* Task to complete *
Transcribe every entry word for word, leaving out all images.

(Web page code records)
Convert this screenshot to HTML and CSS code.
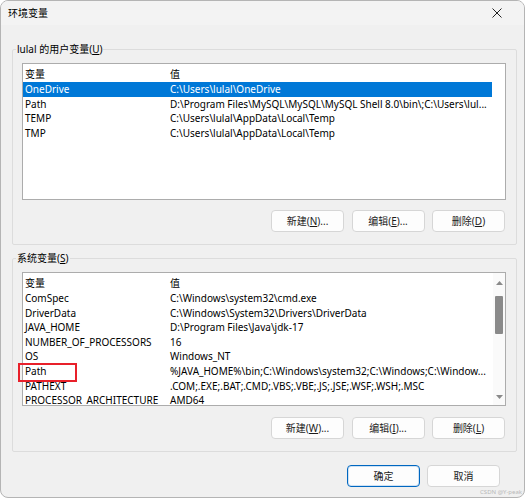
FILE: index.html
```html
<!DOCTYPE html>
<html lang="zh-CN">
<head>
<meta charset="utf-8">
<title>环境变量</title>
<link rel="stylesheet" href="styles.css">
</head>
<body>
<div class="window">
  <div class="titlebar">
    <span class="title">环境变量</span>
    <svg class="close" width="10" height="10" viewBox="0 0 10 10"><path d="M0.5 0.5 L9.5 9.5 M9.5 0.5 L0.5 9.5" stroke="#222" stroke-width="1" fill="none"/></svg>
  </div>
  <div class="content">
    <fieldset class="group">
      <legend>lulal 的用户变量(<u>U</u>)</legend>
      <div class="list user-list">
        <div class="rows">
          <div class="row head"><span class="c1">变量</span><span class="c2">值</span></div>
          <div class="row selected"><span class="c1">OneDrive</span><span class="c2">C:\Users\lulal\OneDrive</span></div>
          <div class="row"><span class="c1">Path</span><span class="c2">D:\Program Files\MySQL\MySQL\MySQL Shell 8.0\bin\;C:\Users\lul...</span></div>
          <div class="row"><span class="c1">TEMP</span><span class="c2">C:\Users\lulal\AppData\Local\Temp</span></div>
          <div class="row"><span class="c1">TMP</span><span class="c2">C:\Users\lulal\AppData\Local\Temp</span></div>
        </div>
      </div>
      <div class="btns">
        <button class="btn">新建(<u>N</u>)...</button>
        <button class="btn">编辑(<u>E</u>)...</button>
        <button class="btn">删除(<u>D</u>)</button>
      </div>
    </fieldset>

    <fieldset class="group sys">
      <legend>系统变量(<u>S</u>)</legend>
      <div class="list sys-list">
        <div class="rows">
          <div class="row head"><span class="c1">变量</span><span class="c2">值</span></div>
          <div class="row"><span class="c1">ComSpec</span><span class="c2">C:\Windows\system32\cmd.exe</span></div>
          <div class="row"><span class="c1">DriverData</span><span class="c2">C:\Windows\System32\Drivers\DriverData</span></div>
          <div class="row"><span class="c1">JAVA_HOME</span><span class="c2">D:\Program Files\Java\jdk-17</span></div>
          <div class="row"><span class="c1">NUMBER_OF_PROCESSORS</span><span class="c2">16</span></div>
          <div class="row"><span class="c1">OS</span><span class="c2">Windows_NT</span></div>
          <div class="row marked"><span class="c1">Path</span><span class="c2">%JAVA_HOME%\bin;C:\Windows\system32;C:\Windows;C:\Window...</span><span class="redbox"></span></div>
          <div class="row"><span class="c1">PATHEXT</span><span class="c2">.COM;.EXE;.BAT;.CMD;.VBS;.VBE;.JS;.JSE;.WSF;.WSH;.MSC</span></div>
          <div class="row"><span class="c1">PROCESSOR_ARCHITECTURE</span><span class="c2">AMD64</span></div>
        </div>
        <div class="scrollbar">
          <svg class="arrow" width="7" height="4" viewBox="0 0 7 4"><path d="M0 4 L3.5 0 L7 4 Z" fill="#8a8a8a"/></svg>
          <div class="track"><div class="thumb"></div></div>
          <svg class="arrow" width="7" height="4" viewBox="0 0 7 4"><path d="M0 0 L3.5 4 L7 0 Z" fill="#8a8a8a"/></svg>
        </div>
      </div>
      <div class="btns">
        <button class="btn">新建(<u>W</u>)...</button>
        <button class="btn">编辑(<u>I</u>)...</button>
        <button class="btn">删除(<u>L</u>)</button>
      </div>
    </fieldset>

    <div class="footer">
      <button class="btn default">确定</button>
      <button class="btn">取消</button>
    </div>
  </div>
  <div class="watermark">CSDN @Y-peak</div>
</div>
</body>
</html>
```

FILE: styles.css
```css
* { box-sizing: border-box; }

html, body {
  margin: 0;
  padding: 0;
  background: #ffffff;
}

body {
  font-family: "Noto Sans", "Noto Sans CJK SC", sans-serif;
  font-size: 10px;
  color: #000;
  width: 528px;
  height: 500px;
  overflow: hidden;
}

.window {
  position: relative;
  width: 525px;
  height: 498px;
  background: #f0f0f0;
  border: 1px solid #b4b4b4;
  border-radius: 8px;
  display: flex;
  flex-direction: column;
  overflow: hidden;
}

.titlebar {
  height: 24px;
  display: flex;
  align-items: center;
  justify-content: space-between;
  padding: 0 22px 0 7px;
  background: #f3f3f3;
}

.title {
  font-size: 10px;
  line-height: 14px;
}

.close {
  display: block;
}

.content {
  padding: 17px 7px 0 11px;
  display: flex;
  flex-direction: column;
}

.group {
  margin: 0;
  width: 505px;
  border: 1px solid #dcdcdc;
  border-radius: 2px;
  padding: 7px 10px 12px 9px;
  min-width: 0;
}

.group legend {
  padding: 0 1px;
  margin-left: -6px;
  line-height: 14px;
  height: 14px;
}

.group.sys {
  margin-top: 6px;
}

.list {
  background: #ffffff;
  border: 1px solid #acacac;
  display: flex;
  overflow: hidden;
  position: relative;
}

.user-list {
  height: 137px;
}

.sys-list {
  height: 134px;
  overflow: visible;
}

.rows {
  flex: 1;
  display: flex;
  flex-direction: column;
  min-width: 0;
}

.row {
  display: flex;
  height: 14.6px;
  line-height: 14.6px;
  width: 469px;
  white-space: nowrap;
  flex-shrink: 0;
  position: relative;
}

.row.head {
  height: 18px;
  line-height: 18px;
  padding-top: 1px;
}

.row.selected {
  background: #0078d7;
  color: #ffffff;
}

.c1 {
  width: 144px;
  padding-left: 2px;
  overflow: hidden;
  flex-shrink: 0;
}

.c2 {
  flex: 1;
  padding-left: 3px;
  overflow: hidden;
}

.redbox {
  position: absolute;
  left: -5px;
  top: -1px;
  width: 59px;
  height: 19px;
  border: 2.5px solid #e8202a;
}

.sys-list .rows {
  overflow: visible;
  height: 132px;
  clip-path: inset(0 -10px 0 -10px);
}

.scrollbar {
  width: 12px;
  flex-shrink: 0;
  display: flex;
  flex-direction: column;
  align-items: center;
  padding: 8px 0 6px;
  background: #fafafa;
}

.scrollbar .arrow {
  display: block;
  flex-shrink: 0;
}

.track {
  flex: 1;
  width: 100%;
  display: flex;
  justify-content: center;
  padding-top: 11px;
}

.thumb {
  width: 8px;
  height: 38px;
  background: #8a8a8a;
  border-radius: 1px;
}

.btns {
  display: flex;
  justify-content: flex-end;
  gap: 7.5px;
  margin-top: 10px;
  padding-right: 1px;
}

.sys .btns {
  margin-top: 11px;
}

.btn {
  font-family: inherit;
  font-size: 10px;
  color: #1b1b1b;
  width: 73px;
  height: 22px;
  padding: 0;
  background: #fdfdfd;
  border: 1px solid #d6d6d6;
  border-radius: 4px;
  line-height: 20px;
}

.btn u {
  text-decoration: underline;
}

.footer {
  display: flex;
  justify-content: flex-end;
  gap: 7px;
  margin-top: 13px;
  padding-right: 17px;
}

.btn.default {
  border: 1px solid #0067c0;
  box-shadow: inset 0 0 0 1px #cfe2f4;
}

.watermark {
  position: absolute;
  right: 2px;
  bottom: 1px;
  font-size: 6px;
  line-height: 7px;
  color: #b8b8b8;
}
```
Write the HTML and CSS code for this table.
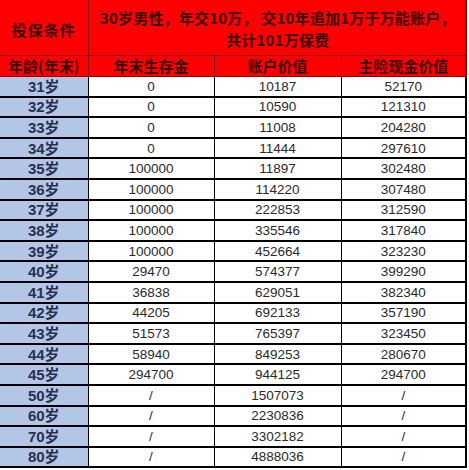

* Expected answer *
Convert this screenshot to HTML and CSS code.
FILE: index.html
```html
<!DOCTYPE html>
<html lang="zh-CN">
<head>
<meta charset="utf-8">
<title>环境变量</title>
<link rel="stylesheet" href="styles.css">
</head>
<body>
<div class="window">
  <div class="titlebar">
    <span class="title">环境变量</span>
    <svg class="close" width="10" height="10" viewBox="0 0 10 10"><path d="M0.5 0.5 L9.5 9.5 M9.5 0.5 L0.5 9.5" stroke="#222" stroke-width="1" fill="none"/></svg>
  </div>
  <div class="content">
    <fieldset class="group">
      <legend>lulal 的用户变量(<u>U</u>)</legend>
      <div class="list user-list">
        <div class="rows">
          <div class="row head"><span class="c1">变量</span><span class="c2">值</span></div>
          <div class="row selected"><span class="c1">OneDrive</span><span class="c2">C:\Users\lulal\OneDrive</span></div>
          <div class="row"><span class="c1">Path</span><span class="c2">D:\Program Files\MySQL\MySQL\MySQL Shell 8.0\bin\;C:\Users\lul...</span></div>
          <div class="row"><span class="c1">TEMP</span><span class="c2">C:\Users\lulal\AppData\Local\Temp</span></div>
          <div class="row"><span class="c1">TMP</span><span class="c2">C:\Users\lulal\AppData\Local\Temp</span></div>
        </div>
      </div>
      <div class="btns">
        <button class="btn">新建(<u>N</u>)...</button>
        <button class="btn">编辑(<u>E</u>)...</button>
        <button class="btn">删除(<u>D</u>)</button>
      </div>
    </fieldset>

    <fieldset class="group sys">
      <legend>系统变量(<u>S</u>)</legend>
      <div class="list sys-list">
        <div class="rows">
          <div class="row head"><span class="c1">变量</span><span class="c2">值</span></div>
          <div class="row"><span class="c1">ComSpec</span><span class="c2">C:\Windows\system32\cmd.exe</span></div>
          <div class="row"><span class="c1">DriverData</span><span class="c2">C:\Windows\System32\Drivers\DriverData</span></div>
          <div class="row"><span class="c1">JAVA_HOME</span><span class="c2">D:\Program Files\Java\jdk-17</span></div>
          <div class="row"><span class="c1">NUMBER_OF_PROCESSORS</span><span class="c2">16</span></div>
          <div class="row"><span class="c1">OS</span><span class="c2">Windows_NT</span></div>
          <div class="row marked"><span class="c1">Path</span><span class="c2">%JAVA_HOME%\bin;C:\Windows\system32;C:\Windows;C:\Window...</span><span class="redbox"></span></div>
          <div class="row"><span class="c1">PATHEXT</span><span class="c2">.COM;.EXE;.BAT;.CMD;.VBS;.VBE;.JS;.JSE;.WSF;.WSH;.MSC</span></div>
          <div class="row"><span class="c1">PROCESSOR_ARCHITECTURE</span><span class="c2">AMD64</span></div>
        </div>
        <div class="scrollbar">
          <svg class="arrow" width="7" height="4" viewBox="0 0 7 4"><path d="M0 4 L3.5 0 L7 4 Z" fill="#8a8a8a"/></svg>
          <div class="track"><div class="thumb"></div></div>
          <svg class="arrow" width="7" height="4" viewBox="0 0 7 4"><path d="M0 0 L3.5 4 L7 0 Z" fill="#8a8a8a"/></svg>
        </div>
      </div>
      <div class="btns">
        <button class="btn">新建(<u>W</u>)...</button>
        <button class="btn">编辑(<u>I</u>)...</button>
        <button class="btn">删除(<u>L</u>)</button>
      </div>
    </fieldset>

    <div class="footer">
      <button class="btn default">确定</button>
      <button class="btn">取消</button>
    </div>
  </div>
  <div class="watermark">CSDN @Y-peak</div>
</div>
</body>
</html>
```

FILE: styles.css
```css
* { box-sizing: border-box; }

html, body {
  margin: 0;
  padding: 0;
  background: #ffffff;
}

body {
  font-family: "Noto Sans", "Noto Sans CJK SC", sans-serif;
  font-size: 10px;
  color: #000;
  width: 528px;
  height: 500px;
  overflow: hidden;
}

.window {
  position: relative;
  width: 525px;
  height: 498px;
  background: #f0f0f0;
  border: 1px solid #b4b4b4;
  border-radius: 8px;
  display: flex;
  flex-direction: column;
  overflow: hidden;
}

.titlebar {
  height: 24px;
  display: flex;
  align-items: center;
  justify-content: space-between;
  padding: 0 22px 0 7px;
  background: #f3f3f3;
}

.title {
  font-size: 10px;
  line-height: 14px;
}

.close {
  display: block;
}

.content {
  padding: 17px 7px 0 11px;
  display: flex;
  flex-direction: column;
}

.group {
  margin: 0;
  width: 505px;
  border: 1px solid #dcdcdc;
  border-radius: 2px;
  padding: 7px 10px 12px 9px;
  min-width: 0;
}

.group legend {
  padding: 0 1px;
  margin-left: -6px;
  line-height: 14px;
  height: 14px;
}

.group.sys {
  margin-top: 6px;
}

.list {
  background: #ffffff;
  border: 1px solid #acacac;
  display: flex;
  overflow: hidden;
  position: relative;
}

.user-list {
  height: 137px;
}

.sys-list {
  height: 134px;
  overflow: visible;
}

.rows {
  flex: 1;
  display: flex;
  flex-direction: column;
  min-width: 0;
}

.row {
  display: flex;
  height: 14.6px;
  line-height: 14.6px;
  width: 469px;
  white-space: nowrap;
  flex-shrink: 0;
  position: relative;
}

.row.head {
  height: 18px;
  line-height: 18px;
  padding-top: 1px;
}

.row.selected {
  background: #0078d7;
  color: #ffffff;
}

.c1 {
  width: 144px;
  padding-left: 2px;
  overflow: hidden;
  flex-shrink: 0;
}

.c2 {
  flex: 1;
  padding-left: 3px;
  overflow: hidden;
}

.redbox {
  position: absolute;
  left: -5px;
  top: -1px;
  width: 59px;
  height: 19px;
  border: 2.5px solid #e8202a;
}

.sys-list .rows {
  overflow: visible;
  height: 132px;
  clip-path: inset(0 -10px 0 -10px);
}

.scrollbar {
  width: 12px;
  flex-shrink: 0;
  display: flex;
  flex-direction: column;
  align-items: center;
  padding: 8px 0 6px;
  background: #fafafa;
}

.scrollbar .arrow {
  display: block;
  flex-shrink: 0;
}

.track {
  flex: 1;
  width: 100%;
  display: flex;
  justify-content: center;
  padding-top: 11px;
}

.thumb {
  width: 8px;
  height: 38px;
  background: #8a8a8a;
  border-radius: 1px;
}

.btns {
  display: flex;
  justify-content: flex-end;
  gap: 7.5px;
  margin-top: 10px;
  padding-right: 1px;
}

.sys .btns {
  margin-top: 11px;
}

.btn {
  font-family: inherit;
  font-size: 10px;
  color: #1b1b1b;
  width: 73px;
  height: 22px;
  padding: 0;
  background: #fdfdfd;
  border: 1px solid #d6d6d6;
  border-radius: 4px;
  line-height: 20px;
}

.btn u {
  text-decoration: underline;
}

.footer {
  display: flex;
  justify-content: flex-end;
  gap: 7px;
  margin-top: 13px;
  padding-right: 17px;
}

.btn.default {
  border: 1px solid #0067c0;
  box-shadow: inset 0 0 0 1px #cfe2f4;
}

.watermark {
  position: absolute;
  right: 2px;
  bottom: 1px;
  font-size: 6px;
  line-height: 7px;
  color: #b8b8b8;
}
```
Write the HTML and CSS code for this table.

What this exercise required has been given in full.